<<<<
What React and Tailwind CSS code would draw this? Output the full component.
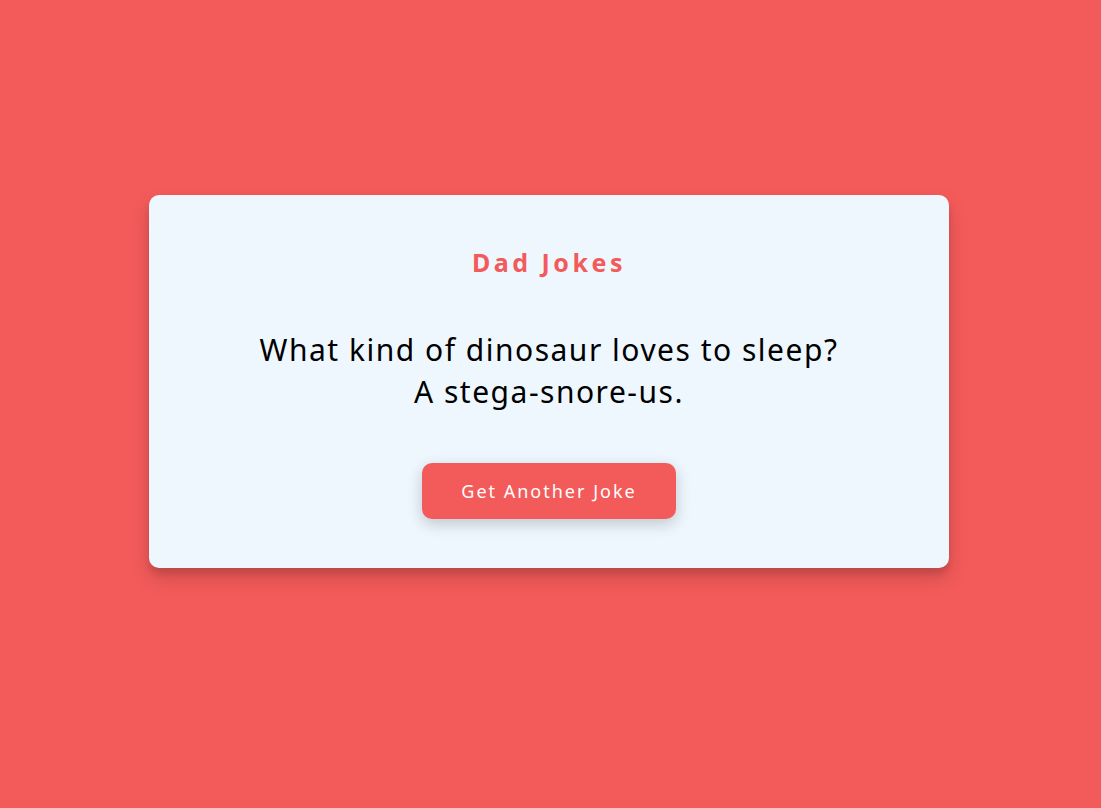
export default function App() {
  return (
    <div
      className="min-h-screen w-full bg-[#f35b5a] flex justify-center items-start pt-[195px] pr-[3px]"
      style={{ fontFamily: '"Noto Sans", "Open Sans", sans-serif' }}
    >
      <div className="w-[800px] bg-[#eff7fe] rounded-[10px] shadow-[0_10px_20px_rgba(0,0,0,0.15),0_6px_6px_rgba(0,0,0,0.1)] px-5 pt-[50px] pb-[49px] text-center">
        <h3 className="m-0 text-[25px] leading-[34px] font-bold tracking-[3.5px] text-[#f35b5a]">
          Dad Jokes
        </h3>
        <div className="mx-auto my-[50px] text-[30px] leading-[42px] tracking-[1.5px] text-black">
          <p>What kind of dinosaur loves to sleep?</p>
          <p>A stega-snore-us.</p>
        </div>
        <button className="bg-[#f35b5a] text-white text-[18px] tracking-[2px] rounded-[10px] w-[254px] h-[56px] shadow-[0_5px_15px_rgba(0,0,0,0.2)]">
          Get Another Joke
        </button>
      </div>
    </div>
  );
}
>>>>
Task objective –
Repeat the data exactly, without the pictures.

Final answer –
What React and Tailwind CSS code would draw this? Output the full component.
export default function App() {
  return (
    <div
      className="min-h-screen w-full bg-[#f35b5a] flex justify-center items-start pt-[195px] pr-[3px]"
      style={{ fontFamily: '"Noto Sans", "Open Sans", sans-serif' }}
    >
      <div className="w-[800px] bg-[#eff7fe] rounded-[10px] shadow-[0_10px_20px_rgba(0,0,0,0.15),0_6px_6px_rgba(0,0,0,0.1)] px-5 pt-[50px] pb-[49px] text-center">
        <h3 className="m-0 text-[25px] leading-[34px] font-bold tracking-[3.5px] text-[#f35b5a]">
          Dad Jokes
        </h3>
        <div className="mx-auto my-[50px] text-[30px] leading-[42px] tracking-[1.5px] text-black">
          <p>What kind of dinosaur loves to sleep?</p>
          <p>A stega-snore-us.</p>
        </div>
        <button className="bg-[#f35b5a] text-white text-[18px] tracking-[2px] rounded-[10px] w-[254px] h-[56px] shadow-[0_5px_15px_rgba(0,0,0,0.2)]">
          Get Another Joke
        </button>
      </div>
    </div>
  );
}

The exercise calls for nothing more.